Al final creo que he abierto más los ojos, he podido ver que claramente esta situación va a ser un cambio de mirada. Todavía queda camino para desmantelar el hospital de campaña que tenemos en nuestras calles desérticas, pero cada día estamos más cerca. Nos queda un cambio de perspectiva que he podido visualizar al ver desde el parque los dibujos de mi ventana. Ahora, la pregunta será ¿cómo volver a poner los pies en el suelo? Eso sí, tenemos que hacerlo CON y PARA todos, y de esto no tengo ninguna duda. Escuchar al otro lado del teléfono y contemplar los ojos por encima de las mascarillas de PERSONAS que esperan una mano, que se sienten olvidadas y que si no contamos con ellos serán más "fallecidos" de esta pandemia. No consiste en cerrar el hospital de IFEMA y abrir más comedores sociales, no debe ser una crisis sanitaria que se transforme en crisis social. Y cuidado, porque estamos en ese proceso. En nuestras manos está, contribuir con nuestra gotita como tantos voluntarios y colaboradores que verdaderamente se comprometen y quieren frenar una emergencia a todos los niveles.

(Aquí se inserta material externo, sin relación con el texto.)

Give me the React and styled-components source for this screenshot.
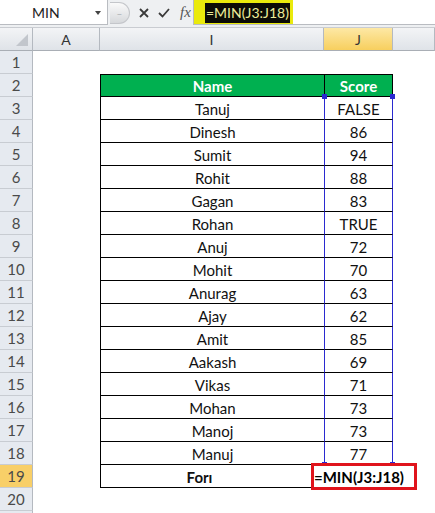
import styled, { createGlobalStyle } from 'styled-components';

const GlobalStyle = createGlobalStyle`
	html, body {
		margin: 0;
		padding: 0;
		background: #ffffff;
		font-family: Lato, 'Open Sans', sans-serif;
	}
	* { box-sizing: border-box; }
`;

const Page = styled.div`
	width: 435px;
	height: 513px;
	overflow: hidden;
	background: #ffffff;
`;

/* formula bar */
const FormulaBar = styled.div`
	height: 28px;
	display: flex;
	align-items: stretch;
	background: #eef0f2;
	border-bottom: 1px solid #c9ccd1;
	padding-bottom: 2px;
`;

const NameBox = styled.div`
	width: 108px;
	display: flex;
	align-items: center;
	background: #ffffff;
	border-right: 1px solid #b9bcc1;
	border-bottom: 1px solid #b9bcc1;
	font-size: 14px;
	color: #222;
	padding-left: 32px;
	position: relative;
`;

const Arrow = styled.span`
	position: absolute;
	right: 6px;
	top: 11px;
	width: 0;
	height: 0;
	border-left: 3px solid transparent;
	border-right: 3px solid transparent;
	border-top: 4px solid #444;
`;

const Buttons = styled.div`
	display: flex;
	align-items: center;
	gap: 9px;
	padding-left: 2px;
	width: 85px;
`;

const Knob = styled.div`
	width: 20px;
	height: 22px;
	border-radius: 0 11px 11px 0;
	background: linear-gradient(#fafafa, #d6d8db);
	border: 1px solid #c4c6ca;
	border-left: none;
	display: flex;
	align-items: center;
	justify-content: center;
	color: #a9adb2;
	font-size: 10px;
`;

const Icon = styled.svg`
	display: block;
	flex: none;
`;

const Fx = styled.span`
	font-family: 'Liberation Serif', serif;
	font-style: italic;
	font-size: 15px;
	color: #555;
	margin-left: 1px;
`;

const Input = styled.div`
	flex: 1;
	display: flex;
	align-items: stretch;
	background: #ffffff;
	border-left: 1px solid #b9bcc1;
	border-bottom: 1px solid #b9bcc1;
`;

const Highlight = styled.div`
	display: flex;
	align-items: center;
	background: #eaea0c;
	padding: 3px 3px 2px 11px;
`;

const HighlightText = styled.span`
	background: #0c0c06;
	color: #ecec9a;
	font-size: 14px;
	line-height: 20px;
	padding: 0 1px;
`;

/* sheet grid */
const Sheet = styled.div`
	display: grid;
	grid-template-columns: 33px 67px 224px 69px 1fr;
	grid-auto-rows: 23px;
	font-size: 15px;
	color: #111;
`;

const ColHead = styled.div`
	display: flex;
	align-items: center;
	justify-content: center;
	font-size: 14px;
	color: #333;
	background: ${p => (p.$active ? 'linear-gradient(#fde8a5, #f7cf5e)' : 'linear-gradient(#f3f4f6, #dfe3e8)')};
	border-right: 1px solid #b4b9c0;
	border-bottom: 1px solid #a9aeb5;
`;

const Corner = styled(ColHead)`
	position: relative;
	&::after {
		content: '';
		position: absolute;
		right: 4px;
		bottom: 4px;
		border-left: 12px solid transparent;
		border-bottom: 12px solid #c2c6cc;
	}
`;

const RowHead = styled.div`
	display: flex;
	align-items: center;
	justify-content: center;
	font-size: 15px;
	color: #4a4a4a;
	background: ${p => (p.$active ? '#f8cf68' : '#e6eaf0')};
	border-right: 1px solid #b4b9c0;
	border-bottom: 1px solid #c8ccd2;
`;

const Blank = styled.div``;

const Cell = styled.div`
	position: relative;
	display: flex;
	align-items: center;
	justify-content: center;
	border-bottom: 1px solid #000;
	border-left: 1px solid ${p => (p.$sel ? '#2a2ad0' : '#000')};
	border-right: ${p => (p.$last ? `1px solid ${p.$sel ? '#2a2ad0' : '#000'}` : 'none')};
	border-top: ${p => (p.$top ? '1px solid #000' : 'none')};
	background: ${p => (p.$head ? '#00b050' : '#ffffff')};
	color: ${p => (p.$head ? '#ffffff' : '#111')};
	font-weight: ${p => (p.$head || p.$bold ? 700 : 400)};
	padding-top: 1px;
`;

const Label = styled.span`
	margin-left: -26px;
`;

const Handle = styled.span`
	position: absolute;
	width: 5px;
	height: 5px;
	background: #2a2ad0;
	${p => (p.$bottom ? 'bottom: -3px;' : 'top: -3px;')}
	${p => (p.$right ? 'right: -3px;' : 'left: -3px;')}
`;

const FormulaBox = styled.div`
	position: absolute;
	left: -14px;
	top: -2px;
	width: 106px;
	height: 27px;
	border: 3px solid #e0141c;
	background: #ffffff;
	display: flex;
	align-items: center;
	font-weight: 700;
	font-size: 15px;
	color: #000;
	white-space: nowrap;
	z-index: 2;
`;

const data = [
	['Tanuj', 'FALSE'],
	['Dinesh', '86'],
	['Sumit', '94'],
	['Rohit', '88'],
	['Gagan', '83'],
	['Rohan', 'TRUE'],
	['Anuj', '72'],
	['Mohit', '70'],
	['Anurag', '63'],
	['Ajay', '62'],
	['Amit', '85'],
	['Aakash', '69'],
	['Vikas', '71'],
	['Mohan', '73'],
	['Manoj', '73'],
	['Manuj', '77'],
];

const EmptyRow = ({ n }) => (
	<>
		<RowHead>{n}</RowHead>
		<Blank />
		<Blank />
		<Blank />
		<Blank />
	</>
);

const App = () => {
	return (
		<Page>
			<GlobalStyle />
			<FormulaBar>
				<NameBox>
					MIN
					<Arrow />
				</NameBox>
				<Buttons>
					<Knob>–</Knob>
					<Icon width="10" height="10" viewBox="0 0 10 10">
						<path d="M1 1 L9 9 M9 1 L1 9" stroke="#3a3a3a" strokeWidth="1.8" />
					</Icon>
					<Icon width="12" height="10" viewBox="0 0 12 10">
						<path d="M1 5 L4.5 8.5 L11 1" stroke="#3a3a3a" strokeWidth="1.8" fill="none" />
					</Icon>
					<Fx>fx</Fx>
				</Buttons>
				<Input>
					<Highlight>
						<HighlightText>=MIN(J3:J18)</HighlightText>
					</Highlight>
				</Input>
			</FormulaBar>

			<Sheet>
				<Corner />
				<ColHead>A</ColHead>
				<ColHead>I</ColHead>
				<ColHead $active>J</ColHead>
				<ColHead />

				<EmptyRow n={1} />

				<RowHead>2</RowHead>
				<Blank />
				<Cell $head $top>Name</Cell>
				<Cell $head $top $last>Score</Cell>
				<Blank />

				{data.map(([name, score], i) => (
					<div key={name} style={{ display: 'contents' }}>
						<RowHead>{i + 3}</RowHead>
						<Blank />
						<Cell>{name}</Cell>
						<Cell $sel $last>
							{score}
							{i === 0 && <Handle />}
							{i === 0 && <Handle $right />}
							{i === data.length - 1 && <Handle $bottom />}
							{i === data.length - 1 && <Handle $bottom $right />}
						</Cell>
						<Blank />
					</div>
				))}

				<RowHead $active>19</RowHead>
				<Blank />
				<Cell $bold>
					<Label>Forı</Label>
				</Cell>
				<Cell $last>
					<FormulaBox>=MIN(J3:J18)</FormulaBox>
				</Cell>
				<Blank />

				<EmptyRow n={20} />
				<EmptyRow n="" />
			</Sheet>
		</Page>
	);
};

export default App;
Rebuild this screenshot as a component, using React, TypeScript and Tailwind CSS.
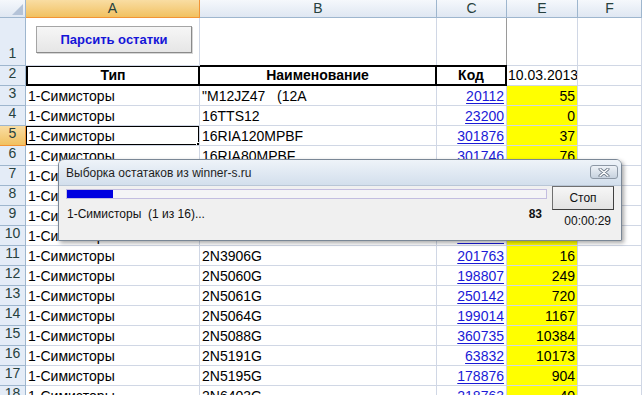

Finalmente, ha tocado volver, desinfectar, y ver que todo sigue su camino. Me gustaría pensar que todo hubiera sido un sueño, pero espero que haya sido una toma de contacto con la realidad, de saber que cada día estamos mas cerca de volver a una "normalidad", que no será tan normal como antes, pero que está en proceso. Y ahí, ha sido cuando mi padre (también voluntario) me ha hecho quitarme "la mascarilla" preguntándome y hoy ¿qué inquietudes se han activado en ti? El primer suspiro ha sido para ser consciente de que estaba inquieta, que algo se me había removido por dentro. Cuando he conseguido inhalar y exhalar con un ritmo normal , a los minutos, no sé si quería llorar de alegría o llorar de tristeza. Ahora, más calmada y aterrizada, creo que vuelvo con los pies en la tierra y esperanzada de ver que si algo rompe distancias eso es las ganas de ayudar al otro, las miradas que llegan al corazón y los pequeños procesos que conmueven emociones.
Conseguiremos desmantelar una ciudad convertida en hospital de campaña cuando retome su ritmo más humano, cuando no oigamos hablar de crisis de ningún tipo, porque solo en ese momento conseguiremos quitarnos las mascarillas y completar miradas con sonrisas.